## SET PROBLEM:
Single out the lines of the material that contain "this" and copy them.

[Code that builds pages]
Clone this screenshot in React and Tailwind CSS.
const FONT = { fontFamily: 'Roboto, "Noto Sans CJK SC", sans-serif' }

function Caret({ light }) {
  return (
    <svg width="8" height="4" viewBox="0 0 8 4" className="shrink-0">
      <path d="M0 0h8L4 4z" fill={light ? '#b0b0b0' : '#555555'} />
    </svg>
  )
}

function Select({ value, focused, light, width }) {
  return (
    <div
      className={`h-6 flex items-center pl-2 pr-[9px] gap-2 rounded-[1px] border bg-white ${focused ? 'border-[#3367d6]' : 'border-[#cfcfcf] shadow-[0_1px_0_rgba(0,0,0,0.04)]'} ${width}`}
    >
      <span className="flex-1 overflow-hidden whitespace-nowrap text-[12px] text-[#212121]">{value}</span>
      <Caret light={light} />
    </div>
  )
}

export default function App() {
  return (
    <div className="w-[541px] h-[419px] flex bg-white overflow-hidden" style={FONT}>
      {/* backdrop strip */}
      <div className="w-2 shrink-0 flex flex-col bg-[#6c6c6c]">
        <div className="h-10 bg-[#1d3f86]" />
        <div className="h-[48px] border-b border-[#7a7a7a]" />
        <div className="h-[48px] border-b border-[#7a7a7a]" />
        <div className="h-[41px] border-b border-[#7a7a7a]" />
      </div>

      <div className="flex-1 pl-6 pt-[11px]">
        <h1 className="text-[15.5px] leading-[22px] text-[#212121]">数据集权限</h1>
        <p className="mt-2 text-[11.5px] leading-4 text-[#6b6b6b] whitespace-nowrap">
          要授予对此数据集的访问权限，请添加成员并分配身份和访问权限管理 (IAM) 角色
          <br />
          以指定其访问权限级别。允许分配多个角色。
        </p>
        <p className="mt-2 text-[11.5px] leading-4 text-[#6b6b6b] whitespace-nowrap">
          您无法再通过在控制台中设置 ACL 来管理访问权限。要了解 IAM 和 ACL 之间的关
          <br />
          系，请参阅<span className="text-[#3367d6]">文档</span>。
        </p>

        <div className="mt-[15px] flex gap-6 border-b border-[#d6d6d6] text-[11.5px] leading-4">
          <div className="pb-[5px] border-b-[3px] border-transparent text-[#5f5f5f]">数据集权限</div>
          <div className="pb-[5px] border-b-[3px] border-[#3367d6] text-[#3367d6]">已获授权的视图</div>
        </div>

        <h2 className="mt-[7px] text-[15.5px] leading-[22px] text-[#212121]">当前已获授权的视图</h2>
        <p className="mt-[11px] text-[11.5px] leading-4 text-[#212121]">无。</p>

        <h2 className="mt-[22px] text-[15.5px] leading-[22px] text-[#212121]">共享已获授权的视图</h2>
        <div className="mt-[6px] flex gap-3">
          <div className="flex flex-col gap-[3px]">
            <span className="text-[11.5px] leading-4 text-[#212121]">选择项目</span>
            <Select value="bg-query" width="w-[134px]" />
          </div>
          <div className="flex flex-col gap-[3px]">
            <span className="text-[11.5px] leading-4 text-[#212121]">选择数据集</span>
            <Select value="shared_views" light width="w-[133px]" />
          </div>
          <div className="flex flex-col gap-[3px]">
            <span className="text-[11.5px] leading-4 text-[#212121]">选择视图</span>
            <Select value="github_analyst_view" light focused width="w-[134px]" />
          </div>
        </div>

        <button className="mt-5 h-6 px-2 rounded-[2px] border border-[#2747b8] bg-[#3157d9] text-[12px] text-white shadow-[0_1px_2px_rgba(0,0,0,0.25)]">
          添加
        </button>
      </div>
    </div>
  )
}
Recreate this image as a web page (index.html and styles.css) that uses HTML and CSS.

## WRITTEN RESPONSE:
Clone this screenshot in React and Tailwind CSS.
Recreate this image as a web page (index.html and styles.css) that uses HTML and CSS.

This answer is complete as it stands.